Recently we encountered a problem with one of such transactions – it updated a lot of resources and therefore acquired LOCKs on them, which prevents other update operations to be performed on these resources until that long-running transaction finishes.

Question:
How can we find that transaction’s process ID and kill it if we need to?
I wanted to find it via SHOW PROCESSLIST output (maybe just find a command that is executing long, for example) but this seems problematic: as I understand that started transaction will have in the Sleep state and it will not have any other details, and given we have a pool of persistent connections to DB (which also have Sleep state and show long execution time) I am not sure how I can find that specific connection that I want to kill.
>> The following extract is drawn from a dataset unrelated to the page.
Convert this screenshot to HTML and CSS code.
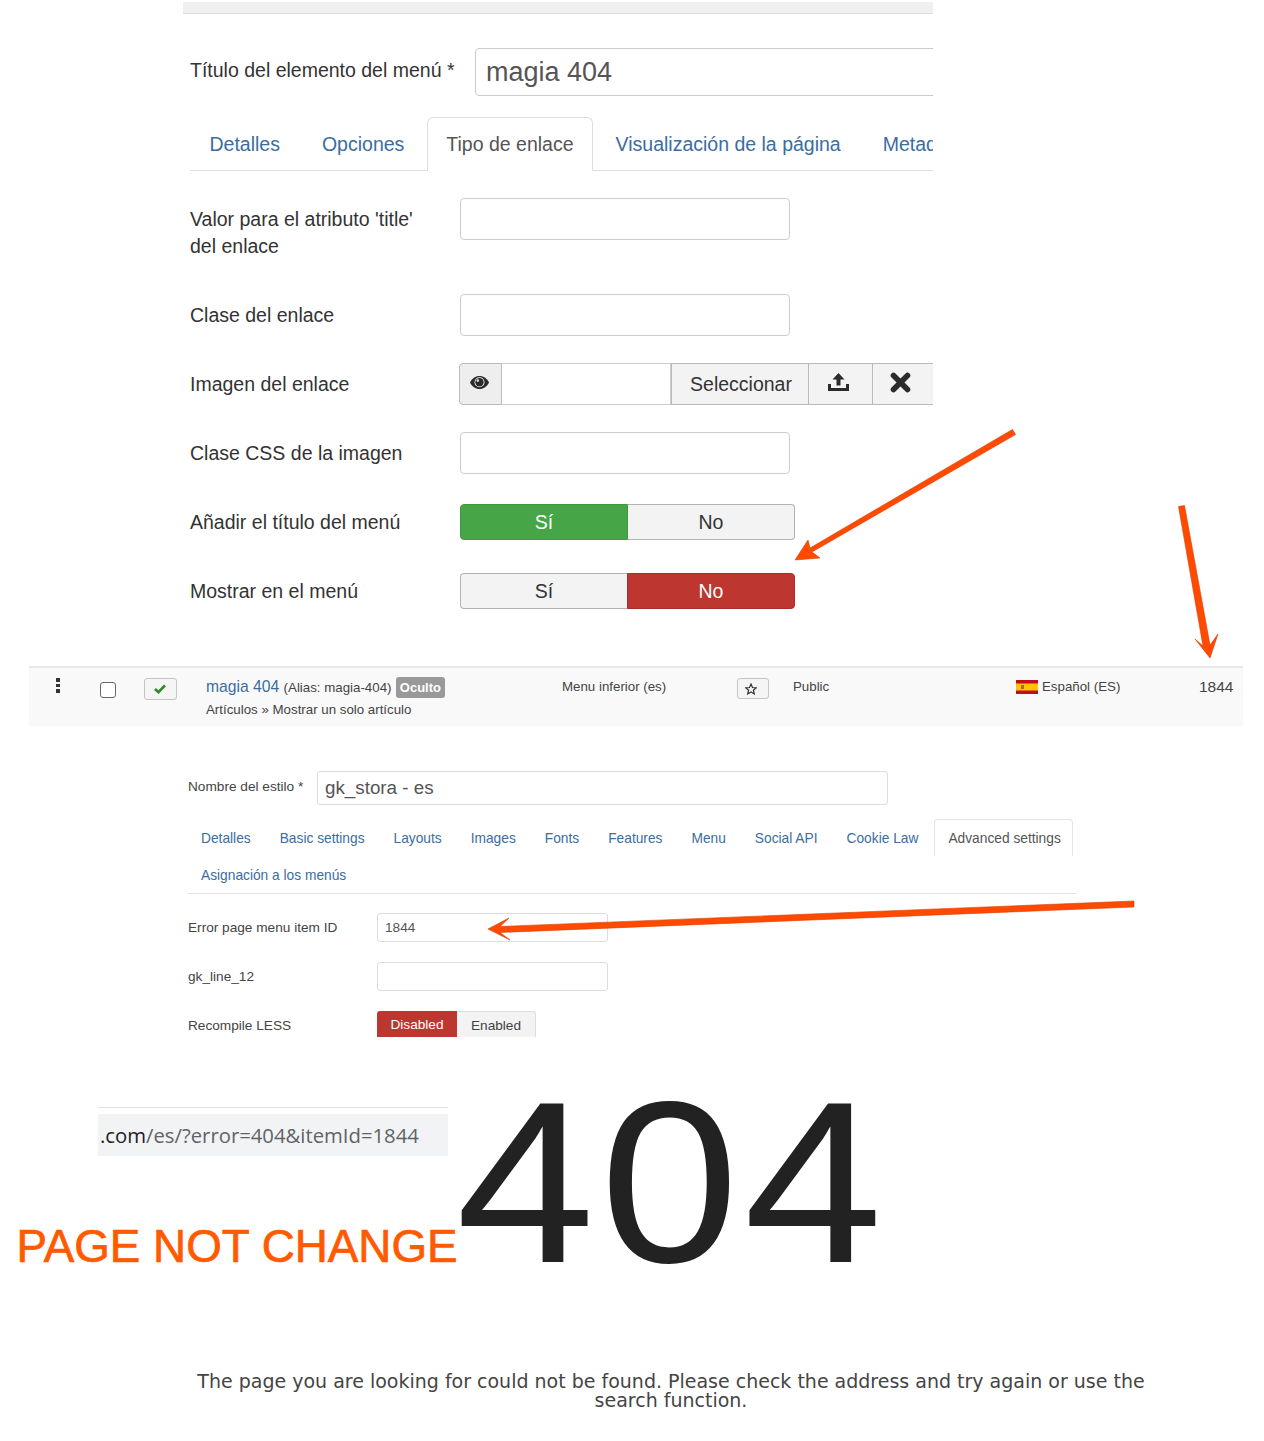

This is for the future reference, the transaction we had a problem with already finished.

Hope it makes sense.

2

Answers


  1. Chosen as BEST ANSWER

    You can get currently running transaction details from information_schema.innodb_trx table:

    SELECT
        trx_id,
        trx_mysql_thread_id,
        trx_state,
        trx_started,
        trx_wait_started,
        trx_query,
        trx_operation_state
    FROM
        information_schema.innodb_trx
    WHERE
        trx_state = 'RUNNING'
    ORDER BY
        trx_started;
    

    The useful columns for the purpose of the question above are:

    1. trx_mysql_thread_id - this is the process ID that you can pass to KILL {process id}; command to kill the transaction.
    2. trx_started - shows the datetime of when the transaction was started, useful to determine which transaction is the one I am looking for.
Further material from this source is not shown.